A general strategy for synthesizing hierarchical architectures assembled by dendritic Pt-based nanoalloys for electrochemical hydrogen evolution

Abstract The development of multimetallic Pt-based nanostructures as high-performance cathodic electrocatalysts to be used in water-splitting devices for hydrogen generation is the focus of increasing attention. In this study, a family of hierarchical architectures constructed from dendritic quaternary PtFeRuRh, ternary PtFeRh or PtFeRu and binary PtFe nanoalloys are achieved via a general liquid-phase strategy for hydrogen evolution in alkaline electrolyte.
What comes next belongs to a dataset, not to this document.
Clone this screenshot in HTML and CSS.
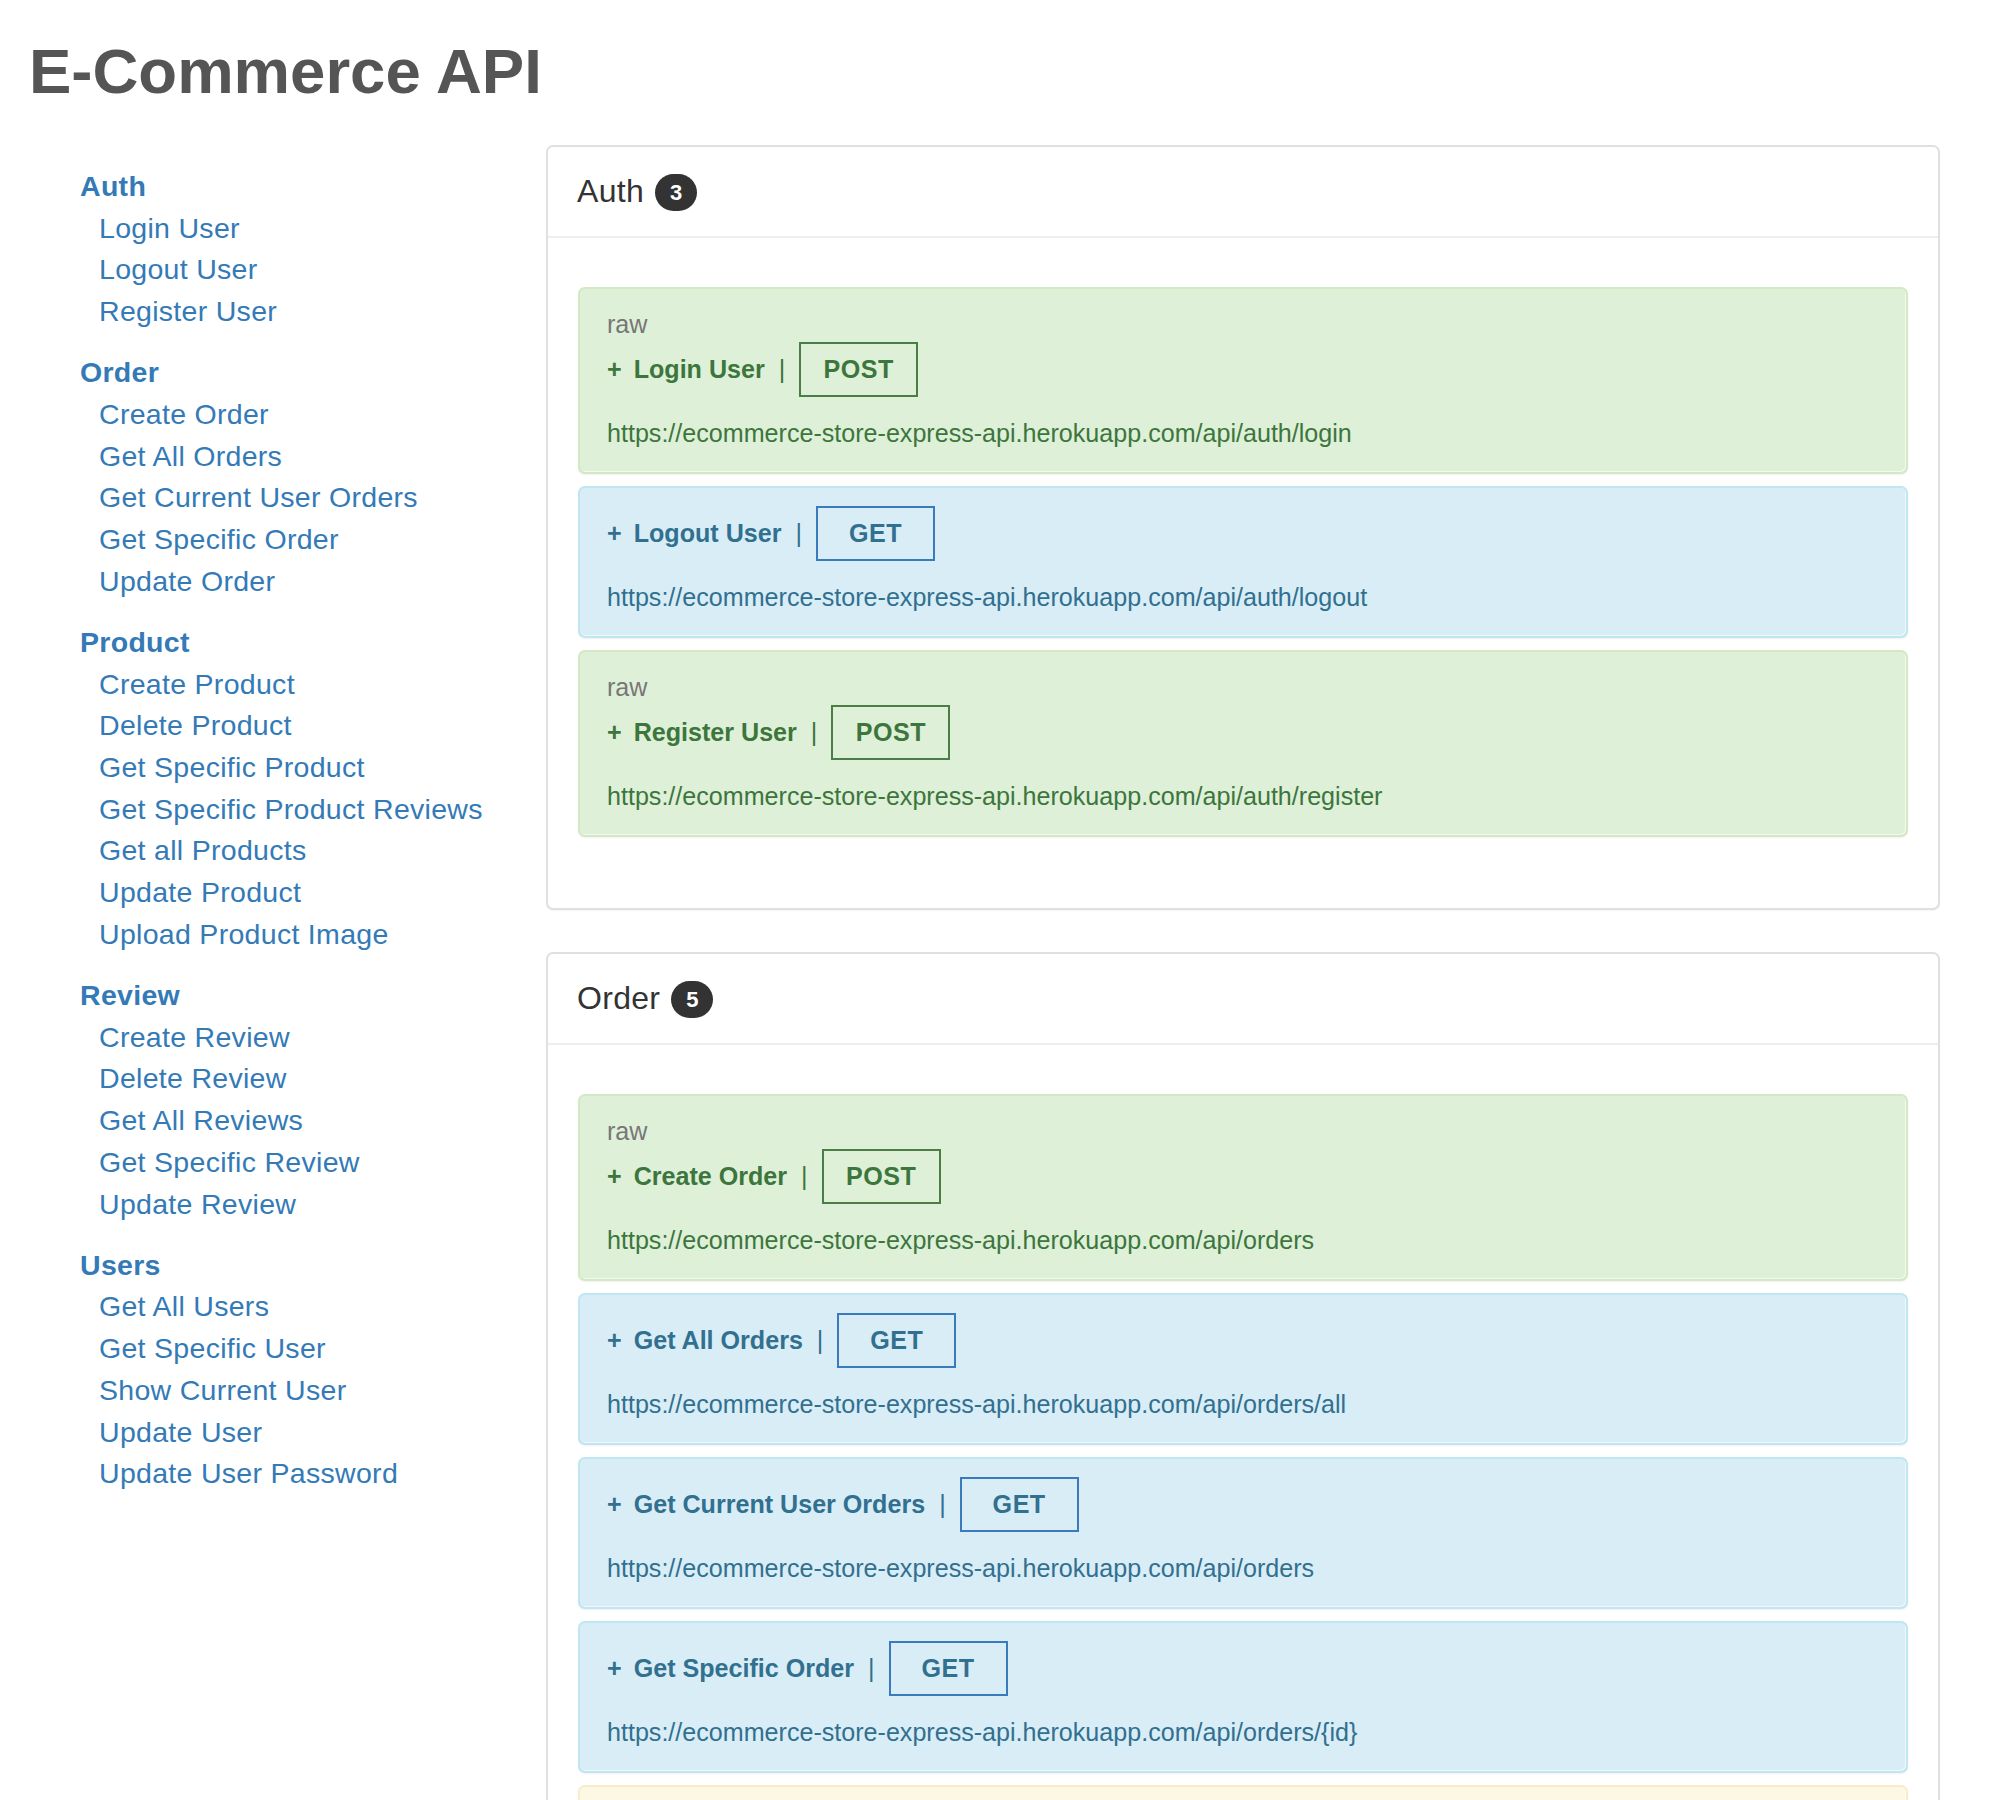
FILE: index.html
```html
<!DOCTYPE html>
<html lang="en">
<head>
<meta charset="utf-8">
<title>E-Commerce API</title>
<link rel="stylesheet" href="styles.css">
</head>
<body>
<div class="page">
  <h1 class="title">E-Commerce API</h1>
  <div class="layout">
    <nav class="sidebar">
      <div class="group">
        <a class="group-title" href="#auth">Auth</a>
        <a class="link" href="#">Login User</a>
        <a class="link" href="#">Logout User</a>
        <a class="link" href="#">Register User</a>
      </div>
      <div class="group">
        <a class="group-title" href="#order">Order</a>
        <a class="link" href="#">Create Order</a>
        <a class="link" href="#">Get All Orders</a>
        <a class="link" href="#">Get Current User Orders</a>
        <a class="link" href="#">Get Specific Order</a>
        <a class="link" href="#">Update Order</a>
      </div>
      <div class="group">
        <a class="group-title" href="#product">Product</a>
        <a class="link" href="#">Create Product</a>
        <a class="link" href="#">Delete Product</a>
        <a class="link" href="#">Get Specific Product</a>
        <a class="link" href="#">Get Specific Product Reviews</a>
        <a class="link" href="#">Get all Products</a>
        <a class="link" href="#">Update Product</a>
        <a class="link" href="#">Upload Product Image</a>
      </div>
      <div class="group">
        <a class="group-title" href="#review">Review</a>
        <a class="link" href="#">Create Review</a>
        <a class="link" href="#">Delete Review</a>
        <a class="link" href="#">Get All Reviews</a>
        <a class="link" href="#">Get Specific Review</a>
        <a class="link" href="#">Update Review</a>
      </div>
      <div class="group">
        <a class="group-title" href="#users">Users</a>
        <a class="link" href="#">Get All Users</a>
        <a class="link" href="#">Get Specific User</a>
        <a class="link" href="#">Show Current User</a>
        <a class="link" href="#">Update User</a>
        <a class="link" href="#">Update User Password</a>
      </div>
    </nav>

    <main class="main">
      <section class="panel" id="auth">
        <div class="panel-heading"><span class="panel-title">Auth</span><span class="badge">3</span></div>
        <div class="panel-body">
          <div class="alert alert-success">
            <div class="raw">raw</div>
            <div class="req"><span class="plus">+</span><span class="name">Login User</span><span class="sep">|</span><span class="method">POST</span></div>
            <div class="url">https://ecommerce-store-express-api.herokuapp.com/api/auth/login</div>
          </div>
          <div class="alert alert-info">
            <div class="req"><span class="plus">+</span><span class="name">Logout User</span><span class="sep">|</span><span class="method">GET</span></div>
            <div class="url">https://ecommerce-store-express-api.herokuapp.com/api/auth/logout</div>
          </div>
          <div class="alert alert-success">
            <div class="raw">raw</div>
            <div class="req"><span class="plus">+</span><span class="name">Register User</span><span class="sep">|</span><span class="method">POST</span></div>
            <div class="url">https://ecommerce-store-express-api.herokuapp.com/api/auth/register</div>
          </div>
        </div>
      </section>

      <section class="panel" id="order">
        <div class="panel-heading"><span class="panel-title">Order</span><span class="badge">5</span></div>
        <div class="panel-body">
          <div class="alert alert-success">
            <div class="raw">raw</div>
            <div class="req"><span class="plus">+</span><span class="name">Create Order</span><span class="sep">|</span><span class="method">POST</span></div>
            <div class="url">https://ecommerce-store-express-api.herokuapp.com/api/orders</div>
          </div>
          <div class="alert alert-info">
            <div class="req"><span class="plus">+</span><span class="name">Get All Orders</span><span class="sep">|</span><span class="method">GET</span></div>
            <div class="url">https://ecommerce-store-express-api.herokuapp.com/api/orders/all</div>
          </div>
          <div class="alert alert-info">
            <div class="req"><span class="plus">+</span><span class="name">Get Current User Orders</span><span class="sep">|</span><span class="method">GET</span></div>
            <div class="url">https://ecommerce-store-express-api.herokuapp.com/api/orders</div>
          </div>
          <div class="alert alert-info">
            <div class="req"><span class="plus">+</span><span class="name">Get Specific Order</span><span class="sep">|</span><span class="method">GET</span></div>
            <div class="url">https://ecommerce-store-express-api.herokuapp.com/api/orders/{id}</div>
          </div>
          <div class="alert alert-warning">
            <div class="raw">raw</div>
            <div class="req"><span class="plus">+</span><span class="name">Update Order</span><span class="sep">|</span><span class="method">PATCH</span></div>
            <div class="url">https://ecommerce-store-express-api.herokuapp.com/api/orders/{id}</div>
          </div>
        </div>
      </section>
    </main>
  </div>
</div>
</body>
</html>
```

FILE: styles.css
```css
html, body {
  margin: 0;
  padding: 0;
  background: #fff;
}

body {
  font-family: "Liberation Sans", Arial, Helvetica, sans-serif;
  color: #333;
}

.page {
  padding: 0 60px 40px 29px;
}

.title {
  margin: 0;
  padding-top: 37px;
  font-size: 63.5px;
  line-height: 1.1;
  font-weight: 700;
  color: #555;
}

.layout {
  display: flex;
  align-items: flex-start;
  margin-top: 38px;
}

/* Sidebar */
.sidebar {
  flex: 0 0 517px;
  box-sizing: border-box;
  padding: 21px 0 0 51px;
}

.group {
  display: flex;
  flex-direction: column;
  align-items: flex-start;
}

.group + .group {
  margin-top: 19.5px;
}

.group-title,
.link {
  color: #337ab7;
  text-decoration: none;
  font-size: 28.5px;
  line-height: 41.7px;
  letter-spacing: 0.3px;
}

.group-title {
  font-weight: 700;
}

.link {
  padding-left: 19px;
}

/* Main panels */
.main {
  flex: 1 1 auto;
  min-width: 0;
}

.panel {
  border: 2px solid #e0e0e0;
  border-radius: 7px;
  background: #fff;
  box-shadow: 0 1px 1px rgba(0, 0, 0, 0.04);
  margin-bottom: 42px;
}

.panel-heading {
  height: 89px;
  display: flex;
  align-items: center;
  padding: 0 29px;
  border-bottom: 2px solid #eeeeee;
}

.panel-title {
  font-size: 32px;
  letter-spacing: 0.3px;
  color: #333;
}

.badge {
  margin-left: 11px;
  width: 42px;
  height: 37px;
  border-radius: 19px;
  background: #333;
  color: #fff;
  font-weight: 700;
  font-size: 22px;
  display: flex;
  align-items: center;
  justify-content: center;
  margin-top: 3px;
}

.panel-body {
  padding: 49px 30px 71px;
}

/* Alerts */
.alert {
  border: 2px solid transparent;
  border-radius: 7px;
  padding: 18px 27px 21px;
  margin-bottom: 12px;
  font-size: 25.1px;
  box-shadow: inset -1px -1px 0 rgba(255, 255, 255, 0.6), 0 1px 2px rgba(0, 0, 0, 0.06);
}

.alert:last-child {
  margin-bottom: 0;
}

.alert-success {
  background: #dff0d8;
  border-color: #d3e8c4;
  color: #3c763d;
}

.alert-info {
  background: #d9edf7;
  border-color: #bfe6f2;
  color: #31708f;
}

.alert-warning {
  background: #fcf8e3;
  border-color: #faebcc;
  color: #8a6d3b;
}

.raw {
  color: #777;
  line-height: 35px;
}

.req {
  display: flex;
  align-items: center;
  height: 55px;
  font-weight: 700;
}

.plus {
  margin-right: 12px;
}

.sep {
  padding: 0 14px;
  font-weight: 400;
}

.method {
  box-sizing: border-box;
  width: 119px;
  height: 55px;
  display: flex;
  align-items: center;
  justify-content: center;
  border: 2px solid currentColor;
  letter-spacing: 0.5px;
}

.alert-success .method {
  border-color: #4a7e44;
}

.alert-info .method {
  border-color: #3a7bbd;
}

.url {
  margin-top: 18px;
  line-height: 36px;
}
```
Among them, the PtFeRuRh nanoalloys exhibit the lowest overpotential (20.0 mV at 10 mA cm−2) and Tafel slope (21.1 mV dec−1). At a potential of −0.07 V, the mass activity of the PtFeRuRh nanoalloy is 7.04 A mgPt−1, it is 6.97 times that of commercial Pt/C. The dendritic PtFeRuRh nanoalloys exhibit a negligible decrease in activity after 20 h of continuous testing at 10 mA cm−2/100 mA cm−2 and 3000 cyclic voltammetry cycles. In a practical application, the cell voltage of a PtFeRhRu (−) || IrO2 (+) couple is 1.568 V at 10 mA cm−2 with almost 100% faradaic efficiency. The turnover frequency of the PtFeRhRu electrocatalyst at 70 mV was 78.5 s−1, which is 11.71 times as large as that of commercial Pt/C (6.7 s−1).